This morning I will renew my ordination vows at Philadelphia Episcopal Cathedral. It is also the day that the U.S. Supreme Court will take up the constitutional issue of marriage equality for same-sex couples. That these two events should be happening on the same day seems apropos to me, even synchronous. They test and affirm the vows I have taken respectively as a Christian and an American citizen, which are not so different. In the first instance, I promise to live and work as a priest: to respect the authority of my bishop, to study the Bible, to administer the sacraments, to be a faithful pastor, to pattern my life according to the teachings of Jesus Christ, and to persevere in prayer. At the heart of this vow is faithfulness to the pursuit of justice and truth.

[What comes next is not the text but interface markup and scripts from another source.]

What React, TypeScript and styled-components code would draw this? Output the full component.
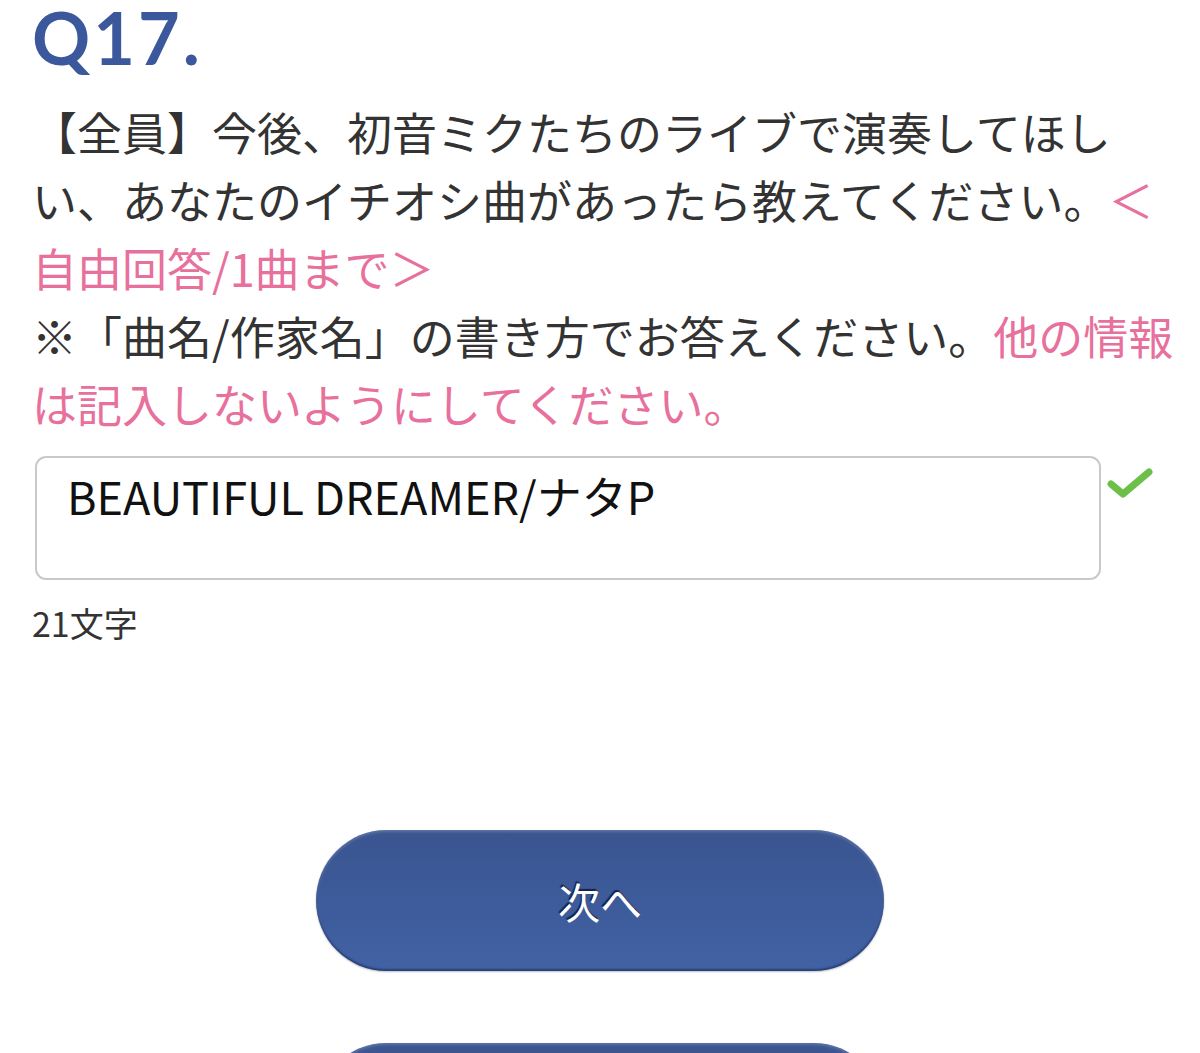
import React from 'react';
import styled, { createGlobalStyle } from 'styled-components';

const GlobalStyle = createGlobalStyle`
    html, body {
        margin: 0;
        padding: 0;
        background: #ffffff;
    }
    body {
        font-family: "Noto Sans CJK JP", "Noto Sans", sans-serif;
        color: #333333;
    }
`;

const Page = styled.div`
    width: 1200px;
    height: 1053px;
    overflow: hidden;
    box-sizing: border-box;
    padding: 0 8px 0 32px;
`;

const QuestionNo = styled.h1`
    margin: 0;
    padding-top: 0;
    height: 88px;
    font-family: Lato, "Open Sans", sans-serif;
    font-weight: 700;
    font-size: 72px;
    line-height: 74px;
    color: #3a589b;
    letter-spacing: 3px;
`;

const Question = styled.p`
    margin: 10px 0 0;
    font-size: 45px;
    line-height: 68px;
    font-weight: 400;
    color: #333333;
    line-break: strict;
`;

const Accent = styled.span`
    color: #e8709c;
`;

const AnswerRow = styled.div`
    display: flex;
    align-items: flex-start;
    margin-top: 18px;
    padding-left: 3px;
`;

const AnswerBox = styled.textarea`
    box-sizing: border-box;
    width: 1066px;
    height: 124px;
    border: 2px solid #c9c9c9;
    border-radius: 11px;
    padding: 12px 30px;
    font-family: "Noto Sans CJK JP", "Noto Sans", sans-serif;
    font-size: 45px;
    line-height: 52px;
    color: #111111;
    resize: none;
    outline: none;
    background: #fff;
`;

const CheckMark = styled.svg`
    width: 46px;
    height: 36px;
    margin: 10px 0 0 6px;
`;

const Counter = styled.div`
    margin-top: 22px;
    font-size: 34px;
    line-height: 42px;
    color: #333333;
`;

const Actions = styled.div`
    display: flex;
    flex-direction: column;
    align-items: center;
    gap: 72px;
    margin-top: 186px;
    margin-left: -32px;
    margin-right: -8px;
`;

const NavButton = styled.button`
    width: 568px;
    height: 141px;
    border: none;
    border-radius: 71px;
    background: linear-gradient(180deg, #3a5590 0%, #3e5c9c 60%, #4262a3 100%);
    box-shadow: inset 0 -2px 2px rgba(20, 35, 80, 0.55), inset 0 2px 3px rgba(255, 255, 255, 0.18), 0 1px 2px rgba(0, 0, 0, 0.25);
    color: #ffffff;
    font-family: "Noto Sans CJK JP", "Noto Sans", sans-serif;
    font-size: 42px;
    text-shadow: -1px -2px 1px rgba(10, 20, 50, 0.8);
    cursor: pointer;
    flex-shrink: 0;
`;

export default function App() {
    return (
        <>
            <GlobalStyle />
            <Page>
                <QuestionNo>Q17.</QuestionNo>
                <Question>
                    【全員】今後、初音ミクたちのライブで演奏してほしい、あなたのイチオシ曲があったら教えてください。<Accent>＜自由回答/1曲まで＞</Accent>
                    <br />
                    ※「曲名/作家名」の書き方でお答えください。<Accent>他の情報は記入しないようにしてください。</Accent>
                </Question>
                <AnswerRow>
                    <AnswerBox readOnly value="BEAUTIFUL DREAMER/ナタP" />
                    <CheckMark viewBox="0 0 46 36">
                        <path d="M4 18 L16 28 L42 6" fill="none" stroke="#6cc04a" strokeWidth="7" strokeLinecap="round" strokeLinejoin="round" />
                    </CheckMark>
                </AnswerRow>
                <Counter>21文字</Counter>
                <Actions>
                    <NavButton>次へ</NavButton>
                    <NavButton aria-label="戻る" />
                </Actions>
            </Page>
        </>
    );
}
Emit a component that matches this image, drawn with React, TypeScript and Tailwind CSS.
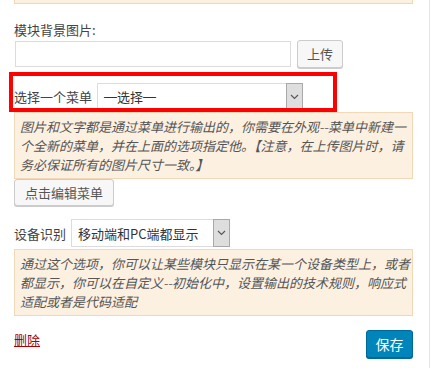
import React from "react";

const font = { fontFamily: '"Noto Sans CJK SC", "Noto Sans", sans-serif' };

function Chevron() {
  return (
    <svg width="9" height="6" viewBox="0 0 9 6" fill="none">
      <path d="M1 1l3.5 3.5L8 1" stroke="#555" strokeWidth="1.1" />
    </svg>
  );
}

function FakeSelect({ children, w, h }: { children: React.ReactNode; w: string; h: string }) {
  return (
    <div className={`flex ${w} ${h} border border-[#dcdcdc] bg-white`}>
      <div className="flex-1 flex items-center pl-[6px] text-[13px] text-[#333] whitespace-nowrap overflow-hidden">{children}</div>
      <div className="w-[17px] flex items-center justify-center bg-[#dedede] border border-[#a9a9a9] -m-px">
        <Chevron />
      </div>
    </div>
  );
}

export default function App() {
  return (
    <div className="relative w-[434px] h-[368px] bg-white overflow-hidden" style={font}>
      <div className="w-[430px] h-full border-r border-[#e5e5e5]">
        <div className="ml-[14px] w-[399px] flex flex-col">
          <div className="h-[4px] bg-[#fcf0e1] border-x border-b border-[#f2d8b6]" />
          <div className="mt-[16px] text-[13px] leading-[20px] text-[#444]">模块背景图片:</div>
          <div className="flex items-center h-[28px] ml-px">
            <div className="w-[276px] h-[26px] border border-[#dcdcdc] bg-white" />
            <button className="ml-[6px] w-[46px] h-[28px] rounded-[3px] border border-[#cccccc] bg-[#f7f7f7] shadow-[0_1px_0_#cccccc] text-[13px] text-[#555]">上传</button>
          </div>
          <div className="mt-[15px] flex items-center h-[27px]">
            <span className="text-[13px] text-[#444] w-[83px] whitespace-nowrap">选择一个菜单</span>
            <FakeSelect w="w-[206px]" h="h-[27px]">
              <span className="font-['Liberation_Sans']">—</span>选择<span className="font-['Liberation_Sans']">—</span>
            </FakeSelect>
          </div>
          <div className="mt-[2px] bg-[#fcf0e1] border border-[#f2d8b6] py-[4px] pl-[5px] text-[13px] leading-[19px] italic text-[#555] whitespace-nowrap">
            图片和文字都是通过菜单进行输出的，你需要在外观--菜单中新建一<br />
            个全新的菜单，并在上面的选项指定他。【注意，在上传图片时，请<br />
            务必保证所有的图片尺寸一致。】
          </div>
          <div className="mt-0">
            <button className="w-[100px] h-[27px] rounded-[3px] border border-[#cccccc] bg-[#f7f7f7] shadow-[0_1px_0_#cccccc] text-[13px] text-[#555]">点击编辑菜单</button>
          </div>
          <div className="mt-[13px] flex items-center h-[28px]">
            <span className="text-[13px] text-[#444] w-[57px] whitespace-nowrap">设备识别</span>
            <FakeSelect w="w-[159px]" h="h-[28px]">移动端和PC端都显示</FakeSelect>
          </div>
          <div className="mt-[2px] bg-[#fcf0e1] border border-[#f2d8b6] py-[4px] pl-[5px] text-[13px] leading-[19px] italic text-[#555] whitespace-nowrap">
            通过这个选项，你可以让某些模块只显示在某一个设备类型上，或者<br />
            都显示，你可以在自定义--初始化中，设置输出的技术规则，响应式<br />
            适配或者是代码适配
          </div>
          <div className="mt-[14px] flex items-start justify-between">
            <a className="text-[13px] leading-[20px] text-[#a00] underline cursor-pointer">删除</a>
            <button className="w-[47px] h-[28px] rounded-[3px] border border-[#006799] bg-[#0085ba] shadow-[0_1px_0_#006799] text-[14px] text-white">保存</button>
          </div>
        </div>
      </div>
      <div className="absolute left-[9px] top-[72px] w-[328px] h-[40px] border-4 border-[#ff0000] pointer-events-none" />
    </div>
  );
}
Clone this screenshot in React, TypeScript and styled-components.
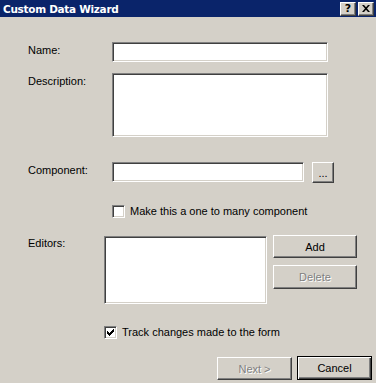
import React from 'react'
import styled, { createGlobalStyle } from 'styled-components'

const GlobalStyle = createGlobalStyle`
  html, body {
    margin: 0;
    padding: 0;
    background: #d4d0c8;
  }
  body {
    font-family: 'Liberation Sans', Arial, sans-serif;
    font-size: 11px;
    color: #000;
  }
`

const Window = styled.div`
  width: 376px;
  height: 383px;
  display: flex;
  flex-direction: column;
  background: #d4d0c8;
  overflow: hidden;
`

const TitleBar = styled.div`
  height: 17px;
  flex: none;
  display: flex;
  align-items: center;
  background: #0a246a;
  padding: 0 2px 0 3px;
`

const Title = styled.div`
  flex: 1;
  color: #fff;
  font-family: 'DejaVu Sans', Verdana, sans-serif;
  font-weight: bold;
  font-size: 10.5px;
  letter-spacing: -0.3px;
`

const CaptionButton = styled.div`
  box-sizing: border-box;
  width: 16px;
  height: 14px;
  margin-left: 2px;
  display: flex;
  align-items: center;
  justify-content: center;
  background: #d4d0c8;
  border: 1px solid;
  border-color: #fff #404040 #404040 #fff;
  box-shadow: inset -1px -1px 0 #808080;
  font-family: 'DejaVu Sans', sans-serif;
  font-weight: bold;
  font-size: 11px;
  line-height: 1;
`

const Body = styled.div`
  flex: 1;
  display: flex;
  flex-direction: column;
  padding-left: 28px;
`

const Row = styled.div<{ $top: number; $indent?: number }>`
  display: flex;
  align-items: flex-start;
  margin-top: ${({ $top }) => $top}px;
  padding-left: ${({ $indent }) => $indent || 0}px;
`

const Label = styled.div<{ $w: number }>`
  width: ${({ $w }) => $w}px;
  flex: none;
  padding-top: 2px;
  line-height: 13px;
`

const Sunken = styled.div<{ $w: number; $h: number; $mt?: number }>`
  box-sizing: border-box;
  width: ${({ $w }) => $w}px;
  height: ${({ $h }) => $h}px;
  margin-top: ${({ $mt }) => $mt || 0}px;
  flex: none;
  background: #fff;
  border: 1px solid;
  border-color: #808080 #fff #fff #808080;
  box-shadow: inset 1px 1px 0 #404040, inset -1px -1px 0 #d4d0c8;
`

const Button = styled.div<{ $w: number; $h: number; $disabled?: boolean; $default?: boolean }>`
  box-sizing: border-box;
  width: ${({ $w }) => $w}px;
  height: ${({ $h }) => $h}px;
  flex: none;
  display: flex;
  align-items: center;
  justify-content: center;
  background: #d4d0c8;
  border: 1px solid;
  border-color: ${({ $default }) => ($default ? '#000' : '#fff #404040 #404040 #fff')};
  box-shadow: ${({ $default }) =>
    $default
      ? 'inset 1px 1px 0 #fff, inset -1px -1px 0 #404040, inset -2px -2px 0 #808080'
      : 'inset -1px -1px 0 #808080'};
  color: ${({ $disabled }) => ($disabled ? '#808080' : '#000')};
  text-shadow: ${({ $disabled }) => ($disabled ? '1px 1px 0 #fff' : 'none')};
  font-size: 11px;
`

const ButtonColumn = styled.div`
  display: flex;
  flex-direction: column;
  gap: 7px;
  margin-left: 6px;
`

const CheckBox = styled.div`
  box-sizing: border-box;
  width: 13px;
  height: 13px;
  flex: none;
  display: flex;
  align-items: center;
  justify-content: center;
  background: #fff;
  border: 1px solid;
  border-color: #808080 #fff #fff #808080;
  box-shadow: inset 1px 1px 0 #404040, inset -1px -1px 0 #d4d0c8;
`

const CheckText = styled.span`
  margin-left: 5px;
  line-height: 13px;
  font-size: 11px;
`

const Footer = styled.div`
  display: flex;
  justify-content: flex-end;
  align-items: flex-end;
  gap: 5px;
  margin-top: 17px;
  padding-right: 4px;
`

const Check: React.FC<{ checked?: boolean }> = ({ checked }) => (
  <CheckBox>
    {checked && (
      <svg width="7" height="7" viewBox="0 0 7 7">
        <path d="M0 2h1v1h1v1h1v-1h1v-1h1v-1h1v-1h1v3h-1v1h-1v1h-1v1h-1v1h-1v-1h-1v-1h-1z" fill="#000" />
      </svg>
    )}
  </CheckBox>
)

export default function App() {
  return (
    <>
      <GlobalStyle />
      <Window>
        <TitleBar>
          <Title>Custom Data Wizard</Title>
          <CaptionButton>?</CaptionButton>
          <CaptionButton>
            <svg width="8" height="7" viewBox="0 0 8 7">
              <path d="M0 0h2l2 2.2L6 0h2L5 3.5 8 7H6L4 4.8 2 7H0l3-3.5z" fill="#000" />
            </svg>
          </CaptionButton>
        </TitleBar>
        <Body>
          <Row $top={25}>
            <Label $w={84}>Name:</Label>
            <Sunken $w={216} $h={20} />
          </Row>
          <Row $top={11}>
            <Label $w={84}>Description:</Label>
            <Sunken $w={216} $h={64} />
          </Row>
          <Row $top={25}>
            <Label $w={84}>Component:</Label>
            <Sunken $w={192} $h={20} />
            <Button $w={22} $h={21} style={{ marginLeft: 8 }}>...</Button>
          </Row>
          <Row $top={22} $indent={84}>
            <Check />
            <CheckText>Make this a one to many component</CheckText>
          </Row>
          <Row $top={17}>
            <Label $w={76}>Editors:</Label>
            <Sunken $w={163} $h={68} $mt={1} />
            <ButtonColumn>
              <Button $w={84} $h={23}>Add</Button>
              <Button $w={84} $h={24} $disabled>Delete</Button>
            </ButtonColumn>
          </Row>
          <Row $top={22} $indent={76}>
            <Check checked />
            <CheckText>Track changes made to the form</CheckText>
          </Row>
          <Footer>
            <Button $w={75} $h={23} $disabled>Next &gt;</Button>
            <Button $w={75} $h={24} $default>Cancel</Button>
          </Footer>
        </Body>
      </Window>
    </>
  )
}
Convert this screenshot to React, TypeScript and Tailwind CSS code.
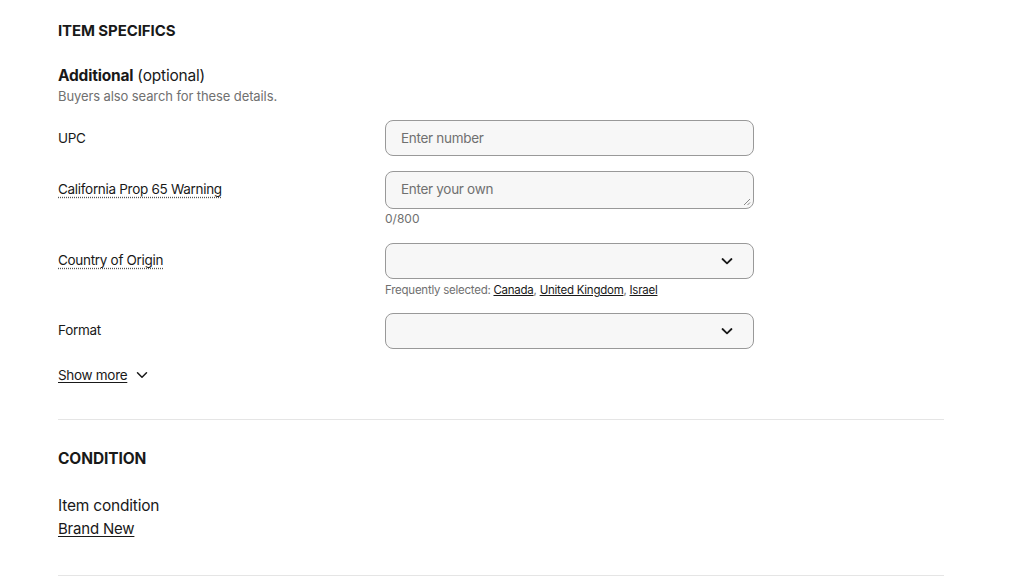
import { ChevronDown } from 'lucide-react';

const font = { fontFamily: 'Inter, "Noto Sans", sans-serif' };

function Chevron() {
  return (
    <svg width="14" height="14" viewBox="0 0 14 14" fill="none" className="text-[#191919]">
      <path d="M2.5 5 L7 9.3 L11.5 5" stroke="currentColor" strokeWidth="1.8" strokeLinecap="round" strokeLinejoin="round" />
    </svg>
  );
}

function SelectBox() {
  return (
    <div className="flex h-[36px] w-[369px] items-center justify-end rounded-lg border border-[#999] bg-[#f7f7f7] pr-[19px]">
      <Chevron />
    </div>
  );
}

function DottedLabel({ children }: { children: React.ReactNode }) {
  return (
    <span className="underline decoration-dotted decoration-[#555] underline-offset-[3px]">{children}</span>
  );
}

export default function App() {
  return (
    <div className="min-h-[579px] w-full bg-white text-[#191919]" style={font}>
      <div className="ml-[58px] w-[886px]">
        <section className="pt-[21px]">
          <h2 className="text-[15px] font-bold leading-5 tracking-[-0.1px]">ITEM SPECIFICS</h2>

          <div className="mt-[25px]">
            <p className="text-[15.5px] leading-5 tracking-[-0.2px]">
              <span className="font-bold">Additional</span> (optional)
            </p>
            <p className="text-[13px] leading-[20px] tracking-[-0.1px] text-[#707070]">Buyers also search for these details.</p>
          </div>

          <div className="mt-[14px] flex items-start">
            <div className="w-[327px] pt-[9px] text-[13.5px] leading-[18px] tracking-[-0.3px]">UPC</div>
            <div className="flex h-[36px] w-[369px] items-center rounded-lg border border-[#999] bg-[#f7f7f7] px-[15px] text-[13.5px] tracking-[-0.3px] text-[#707070]">
              Enter number
            </div>
          </div>

          <div className="mt-[15px] flex items-start">
            <div className="w-[327px] pt-[9px] text-[13.5px] leading-[18px] tracking-[-0.3px]">
              <DottedLabel>California Prop 65 Warning</DottedLabel>
            </div>
            <div>
              <div className="relative h-[38px] w-[369px] rounded-lg border border-[#999] bg-[#f7f7f7] px-[15px] pt-[8px] text-[13.5px] leading-[18px] tracking-[-0.3px] text-[#707070]">
                Enter your own
                <svg className="absolute bottom-[2px] right-[2px]" width="8" height="8" viewBox="0 0 8 8">
                  <path d="M7 1 L1 7 M7 4.5 L4.5 7" stroke="#888" strokeWidth="1" />
                </svg>
              </div>
              <p className="mt-[3px] text-[12px] leading-[14px] text-[#707070]">0/800</p>
            </div>
          </div>

          <div className="mt-[17px] flex items-start">
            <div className="w-[327px] pt-[8px] text-[13.5px] leading-[18px] tracking-[-0.3px]">
              <DottedLabel>Country of Origin</DottedLabel>
            </div>
            <div>
              <SelectBox />
              <p className="mt-[4px] text-[11.5px] leading-[14px] tracking-[-0.25px] text-[#707070]">
                Frequently selected:{' '}
                <span className="text-[#191919] underline">Canada</span>,{' '}
                <span className="text-[#191919] underline">United Kingdom</span>,{' '}
                <span className="text-[#191919] underline">Israel</span>
              </p>
            </div>
          </div>

          <div className="mt-[16px] flex items-start">
            <div className="w-[327px] pt-[8px] text-[13.5px] leading-[18px] tracking-[-0.3px]">Format</div>
            <SelectBox />
          </div>

          <button className="mt-[17px] flex items-center gap-[6px] text-[13.5px] leading-[18px] tracking-[-0.3px]">
            <span className="underline underline-offset-2">Show more</span>
            <ChevronDown size={18} strokeWidth={2} />
          </button>
        </section>

        <hr className="mt-[35px] border-t border-[#e5e5e5]" />

        <section className="pt-[29px]">
          <h2 className="text-[15.5px] font-bold leading-5 tracking-[-0.1px]">CONDITION</h2>
          <div className="mt-[25px] leading-[23px] tracking-[-0.2px]">
            <p className="text-[15.5px]">Item condition</p>
            <p className="text-[15px] underline underline-offset-2">Brand New</p>
          </div>
        </section>

        <hr className="mt-[35px] border-t border-[#e5e5e5]" />
      </div>
    </div>
  );
}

As an American, I have assented to the values of liberty and justice for all, just as we used to say during the Pledge of Allegiance in elementary school. It is my hope that as the Justices review the constitutionality of same-sex marriage, they remember that justice is not a relativistic concept, that separate-but-equal continues to be an untenable position.
|
Confirmation by Bishop Persell of Chicago. |
I am also mindful today that there are other vows that matter. The 10-year anniversary of my relationship with Mike comes next week on his birthday, and I feel deeply the various vows we have taken together. Mike promised at both my baptism and confirmation to support my life as a Christian, as I did when he was received by Bishop Persell from the Roman Catholic Church into the Episcopal Church. And there were the vows to love, honor, and support each other that we took at our civil union in 2011 before both the judge and the priest. But the vows that are perhaps the most urgent, the most binding, are the vows of baptism that commit each of us to a life that sees no hierarchy, no privilege, among people. The Baptismal Covenant in the
Book of Common Prayer bids us promise to seek and serve Christ in all persons, loving our neighbor as ourselves, and to strive for justice and peace among all people, and respect the dignity of every human being. Holy Week serves as a reminder of these baptismal vows. We have each of us been baptized into the death and resurrection of Jesus that we might live in a new way in a community that does not categorize people into worthy and unworthy, high and low, included and excluded. Even in a country with no established church or religion, it is good that the ideals of Church and state should overlap, that justice and equity should prevail for all people without distinction.